Вместе с сими выстрелами и турки узнали о моем приближении. Они бросили Гофмана, которого крепко теснили, переправились в беспорядке через реку и побежали к своему лагерю в гору, толпясь в тесных местах. Ночь уже почти совсем пала, но сие мне еще было видно. Дабы захватить у них нескольких человек в плен, я немедленно приказал Сергееву с казаками переправиться через реку и преследовать их, но, к удивлению моему, встретил с его стороны возражения о невозможностях и затруднениях. В таких случаях настаивать не должно, ибо дух начальника, сообщаясь подчиненным, не производит ничего путного; а потому и оставил я Сергеева в покое, а на его место послал для сего Мещерякова с мусульманским полком. Мещеряков с татарами бросился, перешел реку и стал подниматься в гору; но было уже совершенно темно, и татары, опасаясь в теснинах встретиться с отчаянной толпой пеших людей, не пошли далее и вернулись назад.
Бой уже совсем прекратился, люди устали, а потому я решился в сию ночь не переправляться более через реку, а открыть сообщение с Бурцовым и переночевать, взяв все нужные меры для узнания о неприятеле и для атаки его на другой день.
Стянув отряд свой на высоты, противолежащие турецкому лагерю, я отправился с батальоном 40-го егерского полка и двумя горными единорогами по дороге для отыскания Бурцова и, завернувши по карнизу за отрог, приехал к передовому отряду Бурцова, состоявшему под командой подполковника Гофмана, который уже раскладывал свои огни. Отряд сей состоял из нескольких рот Херсонского гренадерского полка и нескольких орудий, к коим и сам Бурцов только что прибыл с двумя сотнями казаков и храбрым войсковым старшиной Студеникиным. Мы весьма много порадовались сей встрече и, дружески обнявшись, сообщили друг другу о силах и действиях своих.
Бурцов находился в экспедиции в Ковблиянском санджаке, когда он получил мое повеление идти к Цурцхабу. Отважная экспедиция сия была им предпринята, можно сказать, с необдуманной смелостью, ибо он вдался в ужасные теснины, не видал нигде неприятеля, шедши туда и на обратном пути своем, потерял несколько человек от вооруженных жителей, которые оставили деревни свои и стреляли по нему с гор и утесов в глубину теснины; но Бурцов скучал под Ахалцыхом от бездействия и, не видя нигде неприятеля, предпринял сию экспедицию, дабы, хотя где-нибудь подраться. Узнавши о собрании неприятеля близ Цурцхаба, он поспешил возвратиться, дабы вступить в Поцховское ущелье, и, желая скорее исполнить мое намерение, он послал повеление Гофману с несколькими ротами Херсонского полка немедленно идти к Цурцхабу на присоединение ко мне.
Авангард сей шел с совершенной беспечностью, ибо Гофман не показывал никогда ни большой деятельности, ни заботливости.

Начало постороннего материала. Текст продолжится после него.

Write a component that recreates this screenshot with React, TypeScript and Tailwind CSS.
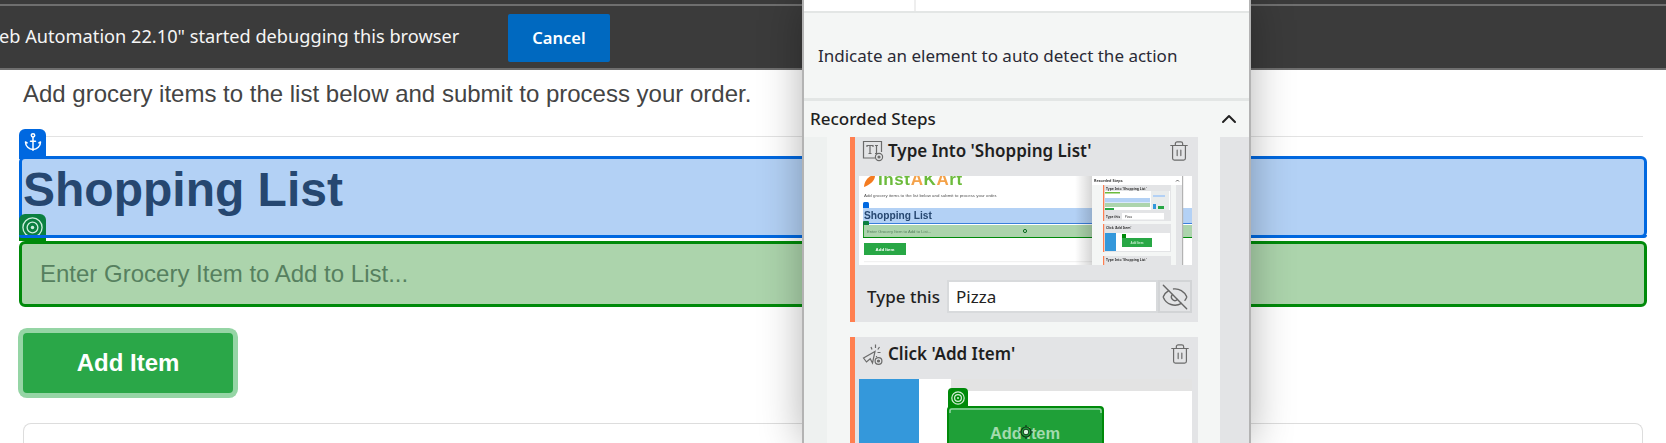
import { Anchor, ChevronUp, EyeOff, Trash2 } from "lucide-react";

const uiFont = "font-['Noto_Sans',sans-serif]";

const Rings = ({ className }: { className?: string }) => (
  <svg viewBox="0 0 24 24" fill="none" stroke="currentColor" className={className}>
    <circle cx="12" cy="12" r="10" strokeWidth="1.4" />
    <circle cx="12" cy="12" r="5.6" strokeWidth="1.4" />
    <circle cx="12" cy="12" r="1.8" fill="currentColor" stroke="none" />
  </svg>
);

const TypeIcon = () => (
  <svg viewBox="0 0 22 24" width="22" height="24" fill="none" stroke="#6b6b6b" strokeWidth="1.2">
    <path d="M13 19H1.5V2.5H19.5V13" />
    <path d="M5 8V6.5H11V8M8 6.5V14.5M6.5 14.5H9.5" />
    <path d="M13 6.5H16M14.5 6.5V14.5M13 14.5H16" />
    <circle cx="17" cy="18" r="3.6" />
    <circle cx="17" cy="18" r="1" fill="#6b6b6b" />
  </svg>
);

const ClickIcon = () => (
  <svg viewBox="0 0 22 24" width="22" height="24" fill="none" stroke="#6b6b6b" strokeWidth="1.2">
    <path d="M1.5 16L13 9.5L10.5 21L8.2 16.8L4.5 20Z" />
    <path d="M9 5L10 7.5M13.5 2.5V6M17.5 5L15.8 7.5M15.5 10.5H18.5M14.5 14V15" />
    <circle cx="16.5" cy="19" r="3.4" />
    <circle cx="16.5" cy="19" r="1" fill="#6b6b6b" />
  </svg>
);

// recording preview of the whole page, scaled down
const PagePreview = () => (
  <svg viewBox="0 0 333 89" width="333" height="89" className="block bg-white blur-[0.4px]">
    <defs>
      <linearGradient id="fade" x1="0" x2="1">
        <stop offset="0" stopColor="#000" stopOpacity="0" />
        <stop offset="1" stopColor="#000" stopOpacity="0.16" />
      </linearGradient>
    </defs>
    <path d="M5 11C5 6 9 1 12 0H16C16 5 10 9 5 11Z" fill="#f47b20" />
    <text x="19" y="9" fontFamily="Liberation Sans" fontWeight="700" fontSize="17" letterSpacing="0.6" fill="#6cbb3c">
      Inst<tspan fill="#f4a24a">A</tspan>K<tspan fill="#f4a24a">A</tspan>rt
    </text>
    <text x="5" y="21" fontFamily="Liberation Sans" fontSize="4.4" fill="#555">
      Add grocery items to the list below and submit to process your order.
    </text>
    <rect x="4" y="26" width="6" height="7" rx="1.5" fill="#0068e0" />
    <rect x="4" y="32" width="329" height="15" fill="#b3d1f5" />
    <rect x="4" y="47" width="329" height="1" fill="#3a7fdc" />
    <text x="5" y="42.5" fontFamily="Liberation Sans" fontWeight="700" fontSize="10.2" fill="#264770">
      Shopping List
    </text>
    <rect x="4" y="45" width="6" height="5" rx="1" fill="#0b8040" />
    <rect x="4" y="49" width="329" height="12" fill="#acd4ac" />
    <rect x="4" y="49" width="0.8" height="13" fill="#008a0a" />
    <rect x="4" y="61" width="329" height="1" fill="#008a0a" />
    <text x="8" y="57" fontFamily="Liberation Sans" fontSize="4.2" fill="#56805f">
      Enter Grocery Item to Add to List...
    </text>
    <circle cx="166" cy="55" r="1.6" fill="none" stroke="#0a6b20" strokeWidth="1" />
    <rect x="5" y="67" width="42" height="12" fill="#28a745" />
    <text x="26" y="74.8" textAnchor="middle" fontFamily="Liberation Sans" fontWeight="700" fontSize="4.4" fill="#fff">
      Add Item
    </text>
    <rect x="5" y="85.5" width="228" height="0.6" fill="#e3e3e3" />

    <rect x="216" y="0" width="17" height="89" fill="url(#fade)" />
    <rect x="233" y="0" width="90" height="89" fill="#f4f6f5" />
    <rect x="233" y="0" width="90" height="9" fill="#fff" />
    <text x="235" y="6" fontFamily="Noto Sans" fontWeight="600" fontSize="3.8" fill="#222">
      Recorded Steps
    </text>
    <path d="M317 5.5L318.5 4L320 5.5" stroke="#222" strokeWidth="0.7" fill="none" />
    <rect x="317" y="9" width="6" height="80" fill="#e3e4e6" />
    <rect x="323" y="0" width="1.2" height="89" fill="#b3b3b3" />

    <rect x="244" y="9" width="68" height="36" fill="#e3e4e6" />
    <rect x="244" y="9" width="1.2" height="36" fill="#ff7f50" />
    <text x="247" y="13.5" fontFamily="Noto Sans" fontWeight="600" fontSize="3.4" fill="#222">
      Type Into 'Shopping List'
    </text>
    <rect x="246" y="15" width="65" height="19" fill="#fff" />
    <rect x="246" y="22" width="45" height="4.5" fill="#b3d1f5" />
    <rect x="246" y="27" width="45" height="4" fill="#acd4ac" />
    <rect x="246" y="16" width="15" height="1.5" fill="#6cbb3c" />
    <rect x="246" y="32" width="9" height="2" fill="#28a745" />
    <rect x="292" y="15" width="18" height="19" fill="#e9ecec" />
    <rect x="294" y="19" width="12" height="2" fill="#b3d1f5" />
    <rect x="294" y="28" width="3" height="5" fill="#3498db" />
    <rect x="299" y="30" width="6" height="3" fill="#28a745" />
    <text x="247" y="41.5" fontFamily="Noto Sans" fontWeight="600" fontSize="3.2" fill="#222">
      Type this
    </text>
    <rect x="263" y="37" width="42" height="6.5" fill="#fff" />
    <text x="266" y="41.8" fontFamily="Noto Sans" fontSize="3" fill="#333">Pizza</text>

    <rect x="244" y="48" width="68" height="28" fill="#e3e4e6" />
    <rect x="244" y="48" width="1.2" height="28" fill="#ff7f50" />
    <text x="247" y="52.5" fontFamily="Noto Sans" fontWeight="600" fontSize="3.4" fill="#222">
      Click 'Add Item'
    </text>
    <rect x="246" y="57" width="65" height="18" fill="#fff" />
    <rect x="246" y="57" width="11" height="18" fill="#3498db" />
    <rect x="263" y="58" width="4" height="4" fill="#008a0a" />
    <rect x="263" y="62" width="30" height="9" fill="#28a745" />
    <text x="278" y="67.8" textAnchor="middle" fontFamily="Liberation Sans" fontWeight="700" fontSize="3" fill="#c7eccf">
      Add Item
    </text>

    <rect x="244" y="80" width="68" height="9" fill="#e3e4e6" />
    <rect x="244" y="80" width="1.2" height="9" fill="#ff7f50" />
    <text x="247" y="84.5" fontFamily="Noto Sans" fontWeight="600" fontSize="3.4" fill="#222">
      Type Into 'Shopping List'
    </text>
  </svg>
);

// close up of the clicked button, runs off the bottom of the window
const ButtonPreview = () => (
  <svg viewBox="0 0 333 64" width="333" height="64" className="block bg-white">
    <rect x="0" y="0" width="60" height="64" fill="#3498db" />
    <rect x="92" y="0" width="241" height="12" fill="#e3e3e3" />
    <path d="M89 28V13Q89 9 93 9H105Q109 9 109 13V28Z" fill="#008a0a" />
    <circle cx="99" cy="19" r="6.2" fill="none" stroke="#d5efd9" strokeWidth="1.2" />
    <circle cx="99" cy="19" r="3.4" fill="none" stroke="#d5efd9" strokeWidth="1.2" />
    <circle cx="99" cy="19" r="1" fill="#d5efd9" />
    <path d="M89 64V31Q89 28 92 28H241Q244 28 244 31V64" fill="#1fa038" stroke="#008a0a" strokeWidth="2" />
    <path d="M91 34V32Q91 30 93 30H240Q242 30 242 32V34" fill="none" stroke="#8fd39f" strokeWidth="1.6" />
    <text x="166" y="60" textAnchor="middle" fontFamily="Liberation Sans" fontWeight="700" fontSize="16.4" fill="#a3dbae">
      Add Item
    </text>
    <path d="M167 46V48M167 58V60M160 53H162M172 53H174" stroke="#0d3b18" strokeWidth="1.2" />
    <circle cx="167" cy="53" r="5" fill="#1fa038" stroke="#0d3b18" strokeWidth="1.2" />
    <circle cx="167" cy="53" r="2.8" fill="#d7f3dc" stroke="#0d3b18" strokeWidth="1" />
  </svg>
);

const StepTitle = ({ icon, title }: { icon: React.ReactNode; title: string }) => (
  <div className="flex items-center gap-[4px]">
    <span className="ml-[7px] flex w-[22px] justify-center">{icon}</span>
    <span className="flex-1 text-[17px] font-semibold leading-[24px] text-[#1f1f1f]">{title}</span>
    <Trash2 size={22} strokeWidth={1.3} className="mr-[7px] text-[#6b6b6b]" />
  </div>
);

const RecorderPanel = () => (
  <aside
    className={`absolute left-[802px] top-0 flex h-[443px] w-[449px] flex-col overflow-hidden border-x-2 border-[#b3b3b3] bg-[#f4f6f5] shadow-[0_0_40px_rgba(0,0,0,0.3)] ${uiFont}`}
  >
    <div className="h-[13px] border-b-2 border-[#e3e6e5] bg-white pl-[110px]">
      <div className="h-[11px] w-[2px] bg-[#eeeeee]" />
    </div>
    <div className="flex h-[85px] items-center pl-[14px] text-[17px] text-[#2a2a35]">
      Indicate an element to auto detect the action
    </div>
    <div className="flex h-[39px] items-center justify-between border-t-[3px] border-[#e3e6e5] pl-[6px] pr-[8px]">
      <span className="text-[17px] font-medium text-[#1f1f1f]">Recorded Steps</span>
      <ChevronUp size={24} strokeWidth={2} className="text-[#222222]" />
    </div>
    <div className="flex min-h-0 flex-1">
      <div className="w-[23px] bg-[#eef1f0]" />
      <div className="w-[23px]" />
      <div className="flex w-[348px] flex-col gap-[15px]">
        <section className="h-[185px] shrink-0 border-l-[5px] border-[#ff7f50] bg-[#e3e4e6] pr-[1px] pt-[2px]">
          <StepTitle icon={<TypeIcon />} title="Type Into 'Shopping List'" />
          <div className="ml-[4px] mt-[13px]">
            <PagePreview />
          </div>
          <div className="ml-[12px] mt-[15px] flex h-[33px] items-center">
            <span className="w-[80px] text-[17px] font-medium text-[#1f1f1f]">Type this</span>
            <div className="flex h-full w-[211px] items-center border-2 border-[#d8dadc] bg-white pl-[7px] text-[17px] text-[#222222]">
              Pizza
            </div>
            <div className="flex h-full w-[34px] items-center justify-center border-2 border-[#d2d4d6] bg-[#e3e4e6]">
              <EyeOff size={28} strokeWidth={1.2} className="text-[#666666]" />
            </div>
          </div>
        </section>
        <section className="shrink-0 border-l-[5px] border-[#ff7f50] bg-[#e3e4e6] pt-[5px]">
          <StepTitle icon={<ClickIcon />} title="Click 'Add Item'" />
          <div className="ml-[4px] mt-[13px]">
            <ButtonPreview />
          </div>
        </section>
      </div>
      <div className="w-[22px]" />
      <div className="flex-1 bg-[#e3e4e6]" />
    </div>
  </aside>
);

export default function App() {
  return (
    <div className="relative h-[443px] w-[1666px] overflow-hidden bg-white font-['Liberation_Sans',sans-serif]">
      <div className="bg-[#3b3b3b] pt-[4px]">
        <header className={`flex h-[66px] items-center border-y-2 border-t-[#6f6f6f] border-b-[#6f6f6f] ${uiFont}`}>
          <span className="-ml-px w-[509px] whitespace-nowrap text-[18.2px] text-[#f5f5f5]">
            eb Automation 22.10" started debugging this browser
          </span>
          <button className="mt-[2px] h-[48px] w-[102px] rounded-[2px] bg-[#0069c0] text-[16.5px] font-semibold text-white">
            Cancel
          </button>
        </header>
      </div>

      <main className="relative">
        <p className="ml-[23px] pt-[10px] text-[24px] leading-[28px] text-[#444444]">
          Add grocery items to the list below and submit to process your order.
        </p>
        <hr className="ml-[22px] mt-[28px] w-[1621px] border-t border-[#e3e3e3]" />

        <div className="relative ml-[19px] mt-[19px] w-[1628px]">
          <h1 className="flex h-[82px] items-center rounded-[6px] border-[3px] border-[#0068e0] bg-[#b3d1f5] pb-[15px] text-[48px] font-bold text-[#264770]">
            <span className="ml-[1px]">Shopping List</span>
          </h1>
          <div className="mt-[3px] flex h-[66px] items-center rounded-[6px] border-[3px] border-[#008a0a] bg-[#acd4ac] pl-[18px] text-[24px] text-[#56805f]">
            Enter Grocery Item to Add to List...
          </div>

          {/* element markers */}
          <div className="absolute left-0 top-[-27px] flex h-[30px] w-[27px] items-start justify-center rounded-t-[6px] bg-[#0068e0] pt-[3px] text-white">
            <Anchor size={20} strokeWidth={1.8} />
          </div>
          <div className="absolute left-0 top-[58px] flex h-[27px] w-[27px] items-start justify-center rounded-t-[6px] bg-[#0b8040] pt-[2px] text-[#cdeedd]">
            <Rings className="h-[23px] w-[23px]" />
          </div>
          <div className="absolute left-0 top-[79px] h-[3px] w-[1628px] rounded-b-[6px] bg-[#0068e0]" />
          <div className="absolute left-0 top-[82px] h-[3px] w-[27px] bg-[#008a0a]" />
        </div>

        <button className="ml-[23px] mt-[26px] block h-[60px] w-[210px] rounded-[4px] bg-[#2aa748] text-[24px] font-bold text-white ring-[5px] ring-[#95d5a5]">
          Add Item
        </button>

        <div className="ml-[23px] mt-[30px] h-[40px] w-[1620px] rounded-t-[8px] border border-b-0 border-[#dddddd]" />
      </main>

      <RecorderPanel />
    </div>
  );
}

Подходя к Дигуру, отряд сей был открыт турками, которые выбежали из своего лагеря, спустились с горы и переняли дорогу Гофману. Началась перестрелка, и вскоре турецкая конница с яростью бросилась атаковать в голове шедшую роту, несколько отделившуюся от прочих. Гренадеры свернулись в кружок, и ружейный огонь их на самом близком расстоянии остановил неприятеля, из толпы коего, однако же, байрактар, или знаменщик, пробил первый ряд и, вскочив в кучу, убил пистолетом своим ротного командира капитана Рябинина, приставив оный ему в упор к груди; но и сам был поднят на штыки, и знамя его осталось у нас.

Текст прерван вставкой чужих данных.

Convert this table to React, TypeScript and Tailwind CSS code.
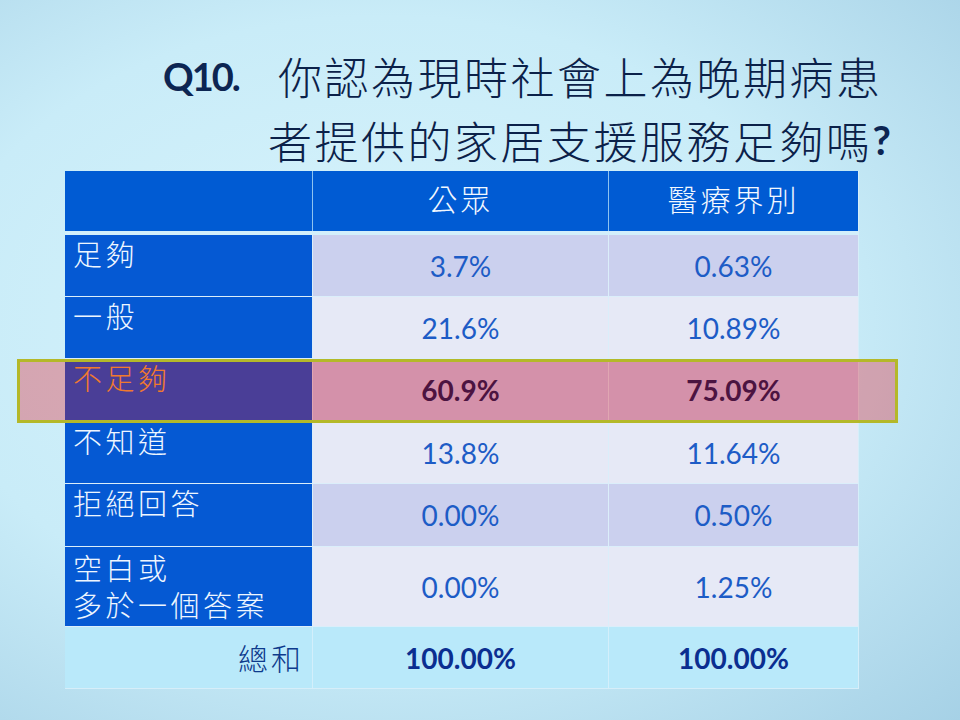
import React from 'react';

type Row = {
  label: string[];
  pub: string;
  med: string;
  bg: string;
  h: string;
  hot?: boolean;
};

const rows: Row[] = [
  { label: ['足夠'], pub: '3.7%', med: '0.63%', bg: 'bg-[#cbd0ee]', h: 'h-[62px]' },
  { label: ['一般'], pub: '21.6%', med: '10.89%', bg: 'bg-[#e6e9f6]', h: 'h-[62px]' },
  { label: ['不足夠'], pub: '60.9%', med: '75.09%', bg: 'bg-[#cbd0ee]', h: 'h-[63px]', hot: true },
  { label: ['不知道'], pub: '13.8%', med: '11.64%', bg: 'bg-[#e6e9f6]', h: 'h-[62px]' },
  { label: ['拒絕回答'], pub: '0.00%', med: '0.50%', bg: 'bg-[#cbd0ee]', h: 'h-[63px]' },
  { label: ['空白或', '多於一個答案'], pub: '0.00%', med: '1.25%', bg: 'bg-[#e6e9f6]', h: 'h-[80px]' },
];

const cjk = "font-['Noto_Sans_CJK_TC','Noto_Sans_CJK_SC',sans-serif]";
const num = "font-['Lato','Liberation_Sans',sans-serif]";

const App: React.FC = () => {
  return (
    <div className="relative w-[960px] h-[720px] overflow-hidden bg-[radial-gradient(ellipse_at_40%_45%,#d8f4fc_0%,#c9ecf8_55%,#a6d1e6_100%)]">
      {/* title */}
      <div className="h-[171px] pt-[43px] pl-[163px] text-[#0b2149]">
        <div className="flex items-center h-[66px]">
          <span className={`${num} w-[115px] text-[38px] font-bold tracking-[-2px] text-[#0c2552]`}>Q10.</span>
          <span className={`${cjk} text-[44px] font-light tracking-[2.5px] leading-none`}>你認為現時社會上為晚期病患</span>
        </div>
        <div className="flex items-center h-[62px] pl-[105px]">
          <span className={`${cjk} text-[44px] font-light tracking-[2.5px] leading-none`}>者提供的家居支援服務足夠嗎</span>
          <span className={`${num} text-[40px] font-bold text-[#0c2552]`}>?</span>
        </div>
      </div>

      {/* table */}
      <div className="ml-[65px] w-[794px] border-r border-b border-[#d6eef9]">
        <div className="grid grid-cols-[247px_296px_250px] h-[64px] bg-[#005bd3] border-b-4 border-[#d3effb]">
          <div />
          <div className={`${cjk} flex items-center justify-center pb-[6px] border-l border-[#8ec3f0] text-[30px] font-light tracking-[3px] text-[#f2f8ff]`}>公眾</div>
          <div className={`${cjk} flex items-center justify-center pb-[6px] border-l border-[#8ec3f0] text-[30px] font-light tracking-[3px] text-[#f2f8ff]`}>醫療界別</div>
        </div>

        {rows.map((r) => (
          <div key={r.label.join('')} className={`grid grid-cols-[247px_296px_250px] ${r.h} border-b border-[#dbeefa]`}>
            <div
              className={`${cjk} bg-[#0559d3] pl-[8px] text-[29px] font-light tracking-[3.5px] ${
                r.label.length > 1 ? 'pt-[2px] leading-[37px]' : 'pt-[1px] leading-[34px]'
              } ${r.hot ? 'text-[#f4ae3c]' : 'text-[#eef6ff]'}`}
            >
              {r.label.map((l, i) => (
                <React.Fragment key={l}>
                  {i > 0 && <br />}
                  {l}
                </React.Fragment>
              ))}
            </div>
            <div className={`${num} ${r.bg} flex items-center justify-center border-l border-[#dbeefa] text-[28px] ${r.hot ? 'font-bold text-[#071d58]' : 'text-[#1d5cc6]'}`}>{r.pub}</div>
            <div className={`${num} ${r.bg} flex items-center justify-center border-l border-[#dbeefa] text-[28px] ${r.hot ? 'font-bold text-[#071d58]' : 'text-[#1d5cc6]'}`}>{r.med}</div>
          </div>
        ))}

        <div className="grid grid-cols-[247px_296px_250px] h-[61px] bg-[#b9e9fa]">
          <div className={`${cjk} flex items-center justify-end pr-[8px] text-[30px] font-light tracking-[3px] text-[#0d3a8c]`}>總和</div>
          <div className={`${num} flex items-center justify-center border-l border-[#d3effb] text-[28px] font-bold text-[#0b2e90]`}>100.00%</div>
          <div className={`${num} flex items-center justify-center border-l border-[#d3effb] text-[28px] font-bold text-[#0b2e90]`}>100.00%</div>
        </div>
      </div>

      {/* highlight over the 不足夠 row */}
      <div className="pointer-events-none absolute left-[17px] top-[359px] w-[881px] h-[64px] border-[3px] border-[#b4b829] bg-[rgba(235,0,12,0.3)]" />
    </div>
  );
};

export default App;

Между тем прочие турки, пользуясь возвышением своего берега над дорогой, по коей шли войска наши, стали спускаться левым берегом реки Поцхо вниз и стрелять с той стороны на наших через реку. Они бы скоро обошли и, переправясь чрез Поцхо, взяли бы в тыл и почти со всех сторон слабый отряд Гофмана, если бы к сему времени не подоспел с казаками Бурцов, который, оставив пехоту свою в следовании, спешил к месту, где происходил бой и, застав Гофмана в столь невыгодном расположении, начал стягивать силы его несколько назад, для занятия небольшой высоты, на коей располагал защищаться до прибытия всего отряда своего, как вдруг услышали они мои два пушечных выстрела, по ним заключили о моем прибытии и ободрились. Но, как я выше сказал, по сим выстрелам и турки бежали с обоих берегов реки в свой лагерь.
Если бы Ковалевский не ошибся так грубо в виденном им, то через четверть часа не было бы более спасения туркам: Забродский взял бы их в тыл, а Фридрикс преградил бы им переправу, и все из них, переправившиеся на нашу правую сторону реки, были бы побиты, взяты в плен или рассеяны. Ковалевскому я намылил голову за его опрометчивость и тем прекратил взыскание, им заслуженное, не желая погубить доброго имени молодого офицера; но я более чем когда стал с тех пор досадовать на офицеров Генерального штаба и уже никогда не допускал их до каких-либо важных порученностей: при всей учености и при всем усердии их, они, по неопытности своей и безответственности в делах, могли всегда ввергнуть в самые большие неудачи; а потому, с полным уважением к их достоинствам, я не позволял им никогда мешаться в какие-либо распоряжения и всегда удалял их от себя, как людей бесполезных и увеличивающих только штабы, обременяя войско лишним числом чиновников, не имеющих прямых обязанностей и более других алчных к награждениям.
Не менее того в сей день, при всей неудачной развязке наших сопряженных движений, мне удалось освободить Гофмана и соединиться с Бурцовым, что уже считал я некоторым успехом; при том же у Гофмана было взято одно неприятельское знамя, турки бежали, потому мы и могли считать победу на своей стороне.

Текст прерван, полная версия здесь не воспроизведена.